STEVE INSKEEP, HOST:
More than half a century after she left the White House, former first lady Jacqueline Kennedy remains an object of fascination. A new film pulls back the curtain to reveal things we did not know about one of the world's most famous women. MORNING EDITION and LA Times film critic Kenneth Turan reviews "Jackie."
KENNETH TURAN, BYLINE: "Jackie" is an unexpected success. It couldn't have been easy to make a film about the former first lady that's true to her tragic history and alive to the unexplored drama of a heavily scrutinized life. More surprisingly, this story of an American legend was directed by the Chilean filmmaker Pablo Larrain, who'd never worked in English before. And the star is Natalie Portman, an Oscar winner who seems with this performance to be finally coming into her own. "Jackie" is an examination of the post-assassination week when Mrs. Kennedy had to deal with her personal devastation as well as questions of preserving her husband's legacy.

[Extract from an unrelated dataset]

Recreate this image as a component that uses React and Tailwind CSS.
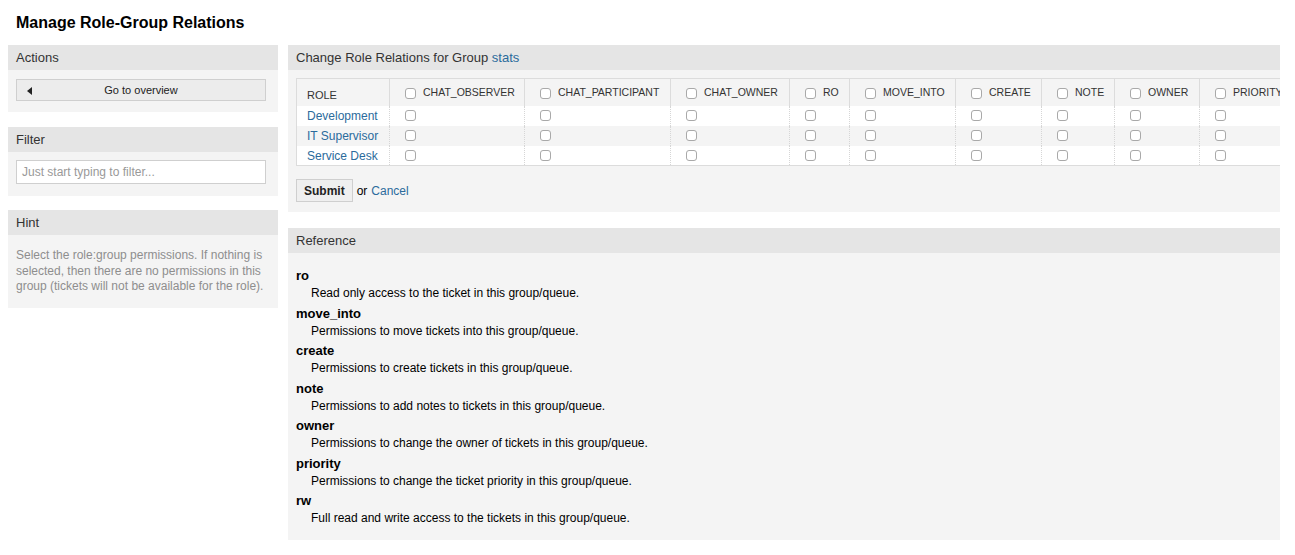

Director Larrain is not a mainstream name, but "Jackie" demonstrates his ability to join an art house sensibility with a broader popular touch. Larrain told his producers he wouldn't do "Jackie" without Portman, and her superb performance, convincing without being anything like an impersonation, vindicates his determination. Her Jacqueline Kennedy is half resolute warrior, half frightened wreck.
Though "Jackie" features strong work by the supporting cast, finally it's the powerful complicity of star and director that has made all the difference. At the film's world premier at the Venice Film Festival, I ended up seated directly behind Portman and Larrain. When they took their bows and hugged for photographers, I noticed how extraordinarily tight their embrace was, a mutually intense grasp that seemed to say it was not easy, but we did it. We really did it. And so they have.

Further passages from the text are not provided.